* Raw data
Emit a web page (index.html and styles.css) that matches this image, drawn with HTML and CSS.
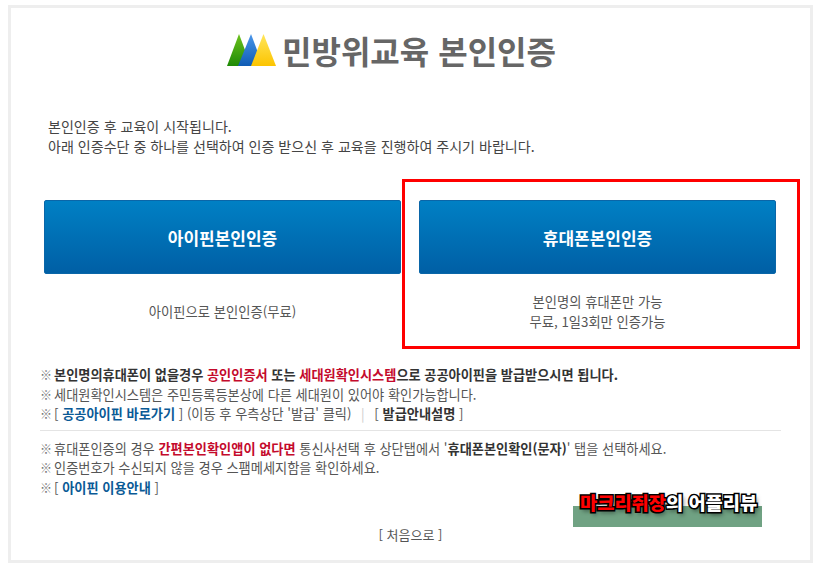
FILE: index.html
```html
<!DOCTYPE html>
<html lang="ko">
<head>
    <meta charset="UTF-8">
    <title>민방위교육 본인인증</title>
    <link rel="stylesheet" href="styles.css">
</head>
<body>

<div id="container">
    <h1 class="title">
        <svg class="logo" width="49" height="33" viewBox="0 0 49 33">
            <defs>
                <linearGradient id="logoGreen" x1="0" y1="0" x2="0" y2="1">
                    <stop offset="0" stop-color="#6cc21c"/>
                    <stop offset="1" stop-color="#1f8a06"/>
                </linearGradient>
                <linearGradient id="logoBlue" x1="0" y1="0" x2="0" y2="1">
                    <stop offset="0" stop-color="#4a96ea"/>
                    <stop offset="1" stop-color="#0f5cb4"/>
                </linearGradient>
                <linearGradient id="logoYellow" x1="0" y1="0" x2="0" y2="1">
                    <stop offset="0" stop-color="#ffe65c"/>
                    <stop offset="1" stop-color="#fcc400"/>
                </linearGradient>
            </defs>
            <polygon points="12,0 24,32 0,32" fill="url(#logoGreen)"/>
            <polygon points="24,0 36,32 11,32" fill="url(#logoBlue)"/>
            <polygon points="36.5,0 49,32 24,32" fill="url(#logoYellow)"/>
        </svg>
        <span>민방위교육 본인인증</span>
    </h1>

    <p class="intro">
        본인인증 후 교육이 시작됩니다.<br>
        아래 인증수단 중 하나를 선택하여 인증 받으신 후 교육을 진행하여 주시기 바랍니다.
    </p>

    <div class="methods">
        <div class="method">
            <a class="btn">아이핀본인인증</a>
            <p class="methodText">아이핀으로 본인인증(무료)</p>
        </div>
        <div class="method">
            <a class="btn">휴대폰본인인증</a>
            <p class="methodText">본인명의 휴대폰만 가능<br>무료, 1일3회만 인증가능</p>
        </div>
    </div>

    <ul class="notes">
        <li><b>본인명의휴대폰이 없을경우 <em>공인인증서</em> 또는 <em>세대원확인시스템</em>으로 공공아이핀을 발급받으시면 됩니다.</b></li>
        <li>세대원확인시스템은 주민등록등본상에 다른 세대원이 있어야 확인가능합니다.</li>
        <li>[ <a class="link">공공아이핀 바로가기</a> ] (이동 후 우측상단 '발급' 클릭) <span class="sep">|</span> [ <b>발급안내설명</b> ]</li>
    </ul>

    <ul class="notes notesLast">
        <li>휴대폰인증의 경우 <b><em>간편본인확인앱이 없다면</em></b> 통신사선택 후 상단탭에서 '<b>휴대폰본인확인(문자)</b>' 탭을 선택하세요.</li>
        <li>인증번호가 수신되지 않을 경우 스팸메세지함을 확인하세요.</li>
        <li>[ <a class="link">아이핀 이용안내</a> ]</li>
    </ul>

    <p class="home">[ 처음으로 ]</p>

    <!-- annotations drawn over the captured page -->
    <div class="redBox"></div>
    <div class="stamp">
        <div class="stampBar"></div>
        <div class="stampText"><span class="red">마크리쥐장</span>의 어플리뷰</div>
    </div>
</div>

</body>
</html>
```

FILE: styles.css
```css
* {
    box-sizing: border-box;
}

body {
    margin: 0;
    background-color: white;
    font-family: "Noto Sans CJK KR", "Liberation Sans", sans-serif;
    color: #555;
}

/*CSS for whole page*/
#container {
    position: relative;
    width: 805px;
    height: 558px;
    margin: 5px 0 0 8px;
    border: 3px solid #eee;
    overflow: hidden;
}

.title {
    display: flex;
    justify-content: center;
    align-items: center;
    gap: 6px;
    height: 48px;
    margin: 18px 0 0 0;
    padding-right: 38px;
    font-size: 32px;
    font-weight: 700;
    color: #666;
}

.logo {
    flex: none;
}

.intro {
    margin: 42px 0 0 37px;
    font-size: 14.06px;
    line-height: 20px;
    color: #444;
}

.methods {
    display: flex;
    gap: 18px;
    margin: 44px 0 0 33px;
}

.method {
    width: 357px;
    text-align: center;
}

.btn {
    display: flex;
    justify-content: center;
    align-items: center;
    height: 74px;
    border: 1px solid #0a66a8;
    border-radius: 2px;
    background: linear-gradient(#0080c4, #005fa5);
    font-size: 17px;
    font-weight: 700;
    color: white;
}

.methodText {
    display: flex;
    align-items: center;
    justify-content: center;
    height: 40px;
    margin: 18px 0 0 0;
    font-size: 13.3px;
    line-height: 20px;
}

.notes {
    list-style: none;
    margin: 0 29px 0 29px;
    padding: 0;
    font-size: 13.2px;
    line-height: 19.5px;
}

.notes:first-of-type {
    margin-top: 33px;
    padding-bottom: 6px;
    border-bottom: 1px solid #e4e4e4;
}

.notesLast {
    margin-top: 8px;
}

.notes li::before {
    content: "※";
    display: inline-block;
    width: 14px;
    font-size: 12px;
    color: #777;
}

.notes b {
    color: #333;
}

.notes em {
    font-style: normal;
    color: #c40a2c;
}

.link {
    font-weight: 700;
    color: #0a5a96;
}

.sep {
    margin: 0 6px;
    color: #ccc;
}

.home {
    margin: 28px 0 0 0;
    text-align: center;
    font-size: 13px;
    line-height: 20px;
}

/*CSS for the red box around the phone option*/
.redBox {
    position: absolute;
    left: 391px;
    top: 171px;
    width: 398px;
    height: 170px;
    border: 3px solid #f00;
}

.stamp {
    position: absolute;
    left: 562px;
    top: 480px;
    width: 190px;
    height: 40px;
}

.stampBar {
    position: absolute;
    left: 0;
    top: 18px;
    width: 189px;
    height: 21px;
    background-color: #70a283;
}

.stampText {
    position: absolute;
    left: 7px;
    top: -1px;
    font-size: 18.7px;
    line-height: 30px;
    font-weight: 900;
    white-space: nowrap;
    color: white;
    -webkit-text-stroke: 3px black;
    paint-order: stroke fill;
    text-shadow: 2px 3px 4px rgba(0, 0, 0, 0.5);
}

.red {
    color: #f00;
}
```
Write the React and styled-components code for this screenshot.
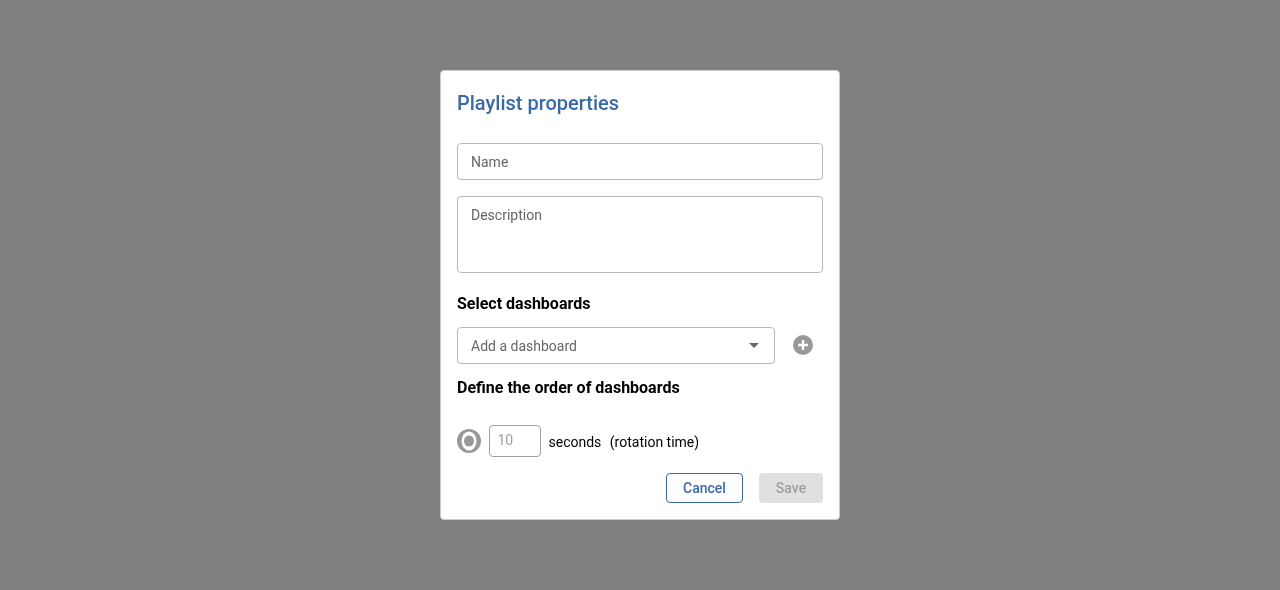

* Written task
Every record above should be written out again exactly; the pictures stay out of the copy.

* Result for this task
Emit a web page (index.html and styles.css) that matches this image, drawn with HTML and CSS.
FILE: index.html
```html
<!DOCTYPE html>
<html lang="ko">
<head>
    <meta charset="UTF-8">
    <title>민방위교육 본인인증</title>
    <link rel="stylesheet" href="styles.css">
</head>
<body>

<div id="container">
    <h1 class="title">
        <svg class="logo" width="49" height="33" viewBox="0 0 49 33">
            <defs>
                <linearGradient id="logoGreen" x1="0" y1="0" x2="0" y2="1">
                    <stop offset="0" stop-color="#6cc21c"/>
                    <stop offset="1" stop-color="#1f8a06"/>
                </linearGradient>
                <linearGradient id="logoBlue" x1="0" y1="0" x2="0" y2="1">
                    <stop offset="0" stop-color="#4a96ea"/>
                    <stop offset="1" stop-color="#0f5cb4"/>
                </linearGradient>
                <linearGradient id="logoYellow" x1="0" y1="0" x2="0" y2="1">
                    <stop offset="0" stop-color="#ffe65c"/>
                    <stop offset="1" stop-color="#fcc400"/>
                </linearGradient>
            </defs>
            <polygon points="12,0 24,32 0,32" fill="url(#logoGreen)"/>
            <polygon points="24,0 36,32 11,32" fill="url(#logoBlue)"/>
            <polygon points="36.5,0 49,32 24,32" fill="url(#logoYellow)"/>
        </svg>
        <span>민방위교육 본인인증</span>
    </h1>

    <p class="intro">
        본인인증 후 교육이 시작됩니다.<br>
        아래 인증수단 중 하나를 선택하여 인증 받으신 후 교육을 진행하여 주시기 바랍니다.
    </p>

    <div class="methods">
        <div class="method">
            <a class="btn">아이핀본인인증</a>
            <p class="methodText">아이핀으로 본인인증(무료)</p>
        </div>
        <div class="method">
            <a class="btn">휴대폰본인인증</a>
            <p class="methodText">본인명의 휴대폰만 가능<br>무료, 1일3회만 인증가능</p>
        </div>
    </div>

    <ul class="notes">
        <li><b>본인명의휴대폰이 없을경우 <em>공인인증서</em> 또는 <em>세대원확인시스템</em>으로 공공아이핀을 발급받으시면 됩니다.</b></li>
        <li>세대원확인시스템은 주민등록등본상에 다른 세대원이 있어야 확인가능합니다.</li>
        <li>[ <a class="link">공공아이핀 바로가기</a> ] (이동 후 우측상단 '발급' 클릭) <span class="sep">|</span> [ <b>발급안내설명</b> ]</li>
    </ul>

    <ul class="notes notesLast">
        <li>휴대폰인증의 경우 <b><em>간편본인확인앱이 없다면</em></b> 통신사선택 후 상단탭에서 '<b>휴대폰본인확인(문자)</b>' 탭을 선택하세요.</li>
        <li>인증번호가 수신되지 않을 경우 스팸메세지함을 확인하세요.</li>
        <li>[ <a class="link">아이핀 이용안내</a> ]</li>
    </ul>

    <p class="home">[ 처음으로 ]</p>

    <!-- annotations drawn over the captured page -->
    <div class="redBox"></div>
    <div class="stamp">
        <div class="stampBar"></div>
        <div class="stampText"><span class="red">마크리쥐장</span>의 어플리뷰</div>
    </div>
</div>

</body>
</html>
```

FILE: styles.css
```css
* {
    box-sizing: border-box;
}

body {
    margin: 0;
    background-color: white;
    font-family: "Noto Sans CJK KR", "Liberation Sans", sans-serif;
    color: #555;
}

/*CSS for whole page*/
#container {
    position: relative;
    width: 805px;
    height: 558px;
    margin: 5px 0 0 8px;
    border: 3px solid #eee;
    overflow: hidden;
}

.title {
    display: flex;
    justify-content: center;
    align-items: center;
    gap: 6px;
    height: 48px;
    margin: 18px 0 0 0;
    padding-right: 38px;
    font-size: 32px;
    font-weight: 700;
    color: #666;
}

.logo {
    flex: none;
}

.intro {
    margin: 42px 0 0 37px;
    font-size: 14.06px;
    line-height: 20px;
    color: #444;
}

.methods {
    display: flex;
    gap: 18px;
    margin: 44px 0 0 33px;
}

.method {
    width: 357px;
    text-align: center;
}

.btn {
    display: flex;
    justify-content: center;
    align-items: center;
    height: 74px;
    border: 1px solid #0a66a8;
    border-radius: 2px;
    background: linear-gradient(#0080c4, #005fa5);
    font-size: 17px;
    font-weight: 700;
    color: white;
}

.methodText {
    display: flex;
    align-items: center;
    justify-content: center;
    height: 40px;
    margin: 18px 0 0 0;
    font-size: 13.3px;
    line-height: 20px;
}

.notes {
    list-style: none;
    margin: 0 29px 0 29px;
    padding: 0;
    font-size: 13.2px;
    line-height: 19.5px;
}

.notes:first-of-type {
    margin-top: 33px;
    padding-bottom: 6px;
    border-bottom: 1px solid #e4e4e4;
}

.notesLast {
    margin-top: 8px;
}

.notes li::before {
    content: "※";
    display: inline-block;
    width: 14px;
    font-size: 12px;
    color: #777;
}

.notes b {
    color: #333;
}

.notes em {
    font-style: normal;
    color: #c40a2c;
}

.link {
    font-weight: 700;
    color: #0a5a96;
}

.sep {
    margin: 0 6px;
    color: #ccc;
}

.home {
    margin: 28px 0 0 0;
    text-align: center;
    font-size: 13px;
    line-height: 20px;
}

/*CSS for the red box around the phone option*/
.redBox {
    position: absolute;
    left: 391px;
    top: 171px;
    width: 398px;
    height: 170px;
    border: 3px solid #f00;
}

.stamp {
    position: absolute;
    left: 562px;
    top: 480px;
    width: 190px;
    height: 40px;
}

.stampBar {
    position: absolute;
    left: 0;
    top: 18px;
    width: 189px;
    height: 21px;
    background-color: #70a283;
}

.stampText {
    position: absolute;
    left: 7px;
    top: -1px;
    font-size: 18.7px;
    line-height: 30px;
    font-weight: 900;
    white-space: nowrap;
    color: white;
    -webkit-text-stroke: 3px black;
    paint-order: stroke fill;
    text-shadow: 2px 3px 4px rgba(0, 0, 0, 0.5);
}

.red {
    color: #f00;
}
```
Write the React and styled-components code for this screenshot.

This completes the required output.